APPRENSIONE E
DESIDERIO DEL PAZIENTE
Quando un clinico nelle sue
funzioni di primariato o di “precurosore” della diagnostica e della terapia,
rappresenta la compliance per un
maggior effetto... terapeutico
di Ernesto Bodini
Non è
raro imbattersi nella convinzione (ormai forse di tutti) che taluni progressi
della medicina e della chirurgia vengono qualificati come “miracoli”. La
scoperta del vaccino antivaioloso di Edward Jenner (1749-1823) o quella del
vaccino contro la poliomielite di Albert B. Sabin (1906-1993) ci sembravano
ieri, e ancora oggi, qualcosa di più di miracoli metaforici, e le tecniche di
trapianto d’organi sono una ulteriore conferma per avvicinarsi a quel
misterioso potere divino di cui fa riferimento la Bibbia in merito alla
creazione della donna... e dell’uomo. Ma vi sono altri progressi della scienza
medica che ci inducono a classificarli come miracoli, visti i risultati sia in
fatto di diagnosi che di terapia di alcune malattie, anche rare. Tutto questo
si riconduce alla maestosità della mente umana e alla sua lungimiranza, nella
fattispecie dell’uomo-medico (clinico e ricercatore) che ha fatto propria la
sua scelta per soccorrere i suoi simili. Ma bastano la capacità tecnica, l’intuito
e l’esperienza a “soddisfare” le esigenze del paziente? Di primo acchito
verrebbe da dire di si, ma in realtà il paziente, specie se il suo stato di
salute si protrae e presenta incertezze nel suo decorso, in alcuni casi non è
pienamente appagato perché ancora persiste quel recondito ed invocato desiderio
di essere visitato periodicamente non solo dai medici di turno, ma anche da
quella apicale figura che ancora oggi identifichiamo come primario (direttore
di Struttura Complessa e/o capo Dipartimento), talvolta il suo primo
interlocutore che ha fatto la diagnosi ma che poi si allontana per confinare
nel suo studio, nella clinica privata od in altri ambiti dell’ospedale. Ecco
che, in questi casi, il paziente lamenta una assenza di un più “confortevole”

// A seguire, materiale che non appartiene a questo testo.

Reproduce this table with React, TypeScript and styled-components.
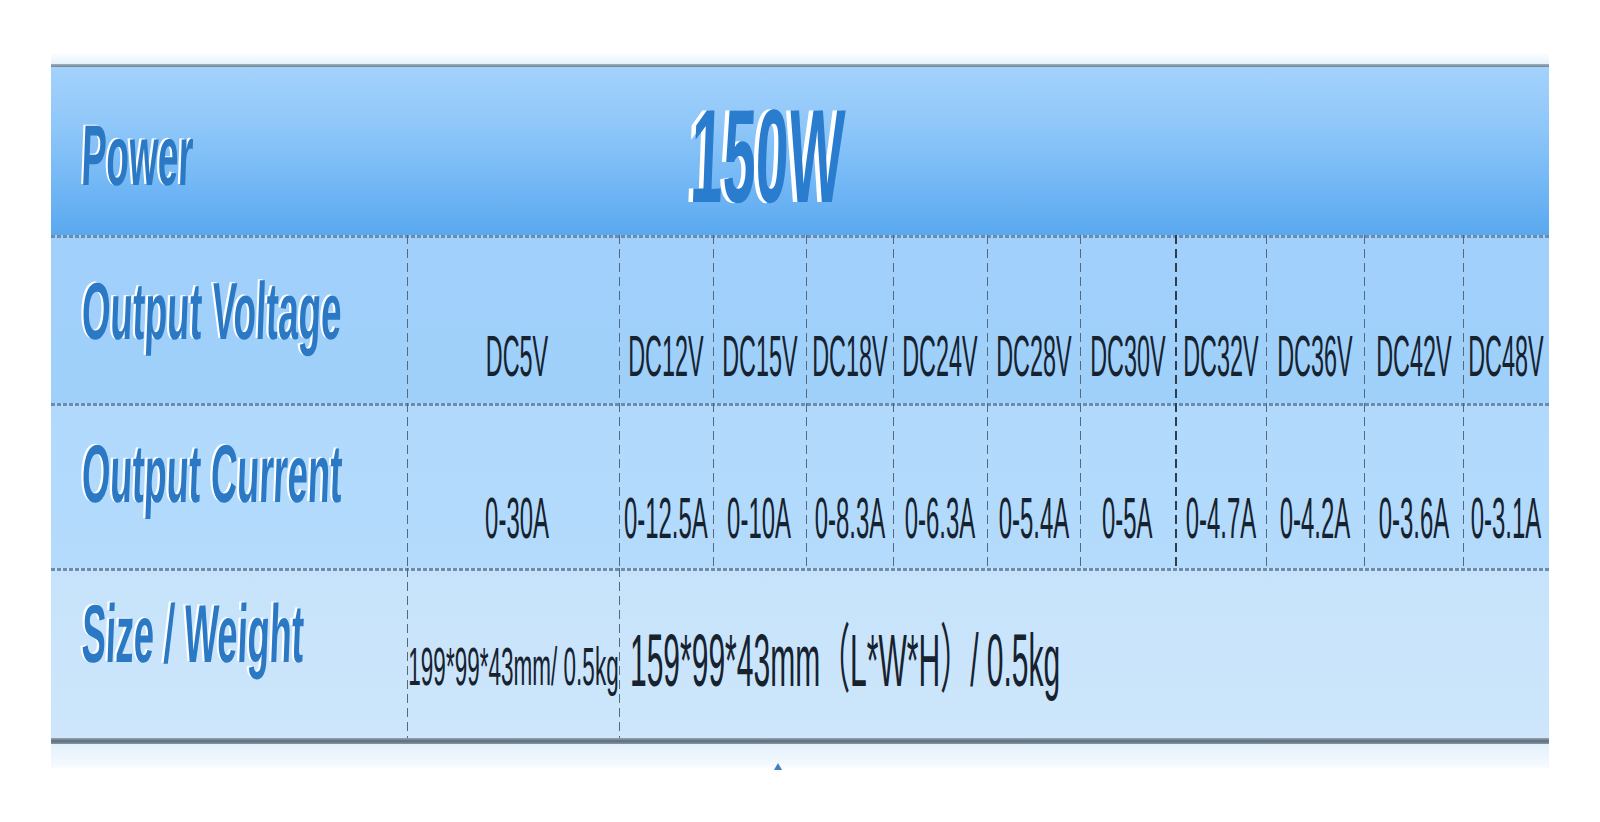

riferimento come se rappresentasse la massima garanzia di una possibile
guarigione o della stabilità della patologia in corso. Ma è proprio un diritto esigere
l’attenzione, sia pur a cadenza periodica, di quello che si crede essere un
luminare e al tempo stesso considerare di “secondo piano” i suoi collaboratori
di corsia o di ambulatorio? È certamente un bel quesito la cui risposta implica
una considerazione di fondo: il medico non può non considerare il suo paziente
nella sua interezza psiche/soma e quindi non rendersi conto della complessità
psicologica di tale relazione. Le esigenze del malato, termine a mio avviso
assai più affine per questo contesto, quasi sempre vanno oltre la diagnosi e la
terapia poiché la considerazione in toto anche da parte della figura “principe”
rappresenta per lui una sorta di completamento per il suo benessere dato da una
maggior voglia di lottare contro la malattia, anche se l’esito pare scontato...
Questo desiderio di essere visitato di tanto in tanto anche da colui che si è
dimostrato essere il “miglior” punto di riferimento, dovrebbe essere quindi
soppesato dimostrando più comprensione, ma ancora prima immedesimazione e soprattutto
disponibilità poiché il dolore e l’incertezza svestono l’uomo, lo rende
trasparente. E ben si sa che quando si parla di medico ideale il traguardo è
irraggiungibile, ma il tendervi è l’unico modo consentito all’uomo di
raggiungerlo almeno in parte. Ritengo quindi che la figura del clinico “in
auge” possa essere visto come il “dottore disponibile”, ovvero disposto a
comprendere il paziente nella sua interezza, non solo conoscendo la sua
macchina corporea, il suo organismo fisico, ma anche condividendo i suoi
problemi con sguardo e riguardo per la sua persona, senza nulla togliere al
ruolo dei suoi colleghi di èquipe. E quando il malato potrà dire: «mi sta seguendo anche il primario»,
quasi certamente la compliance è assicurata!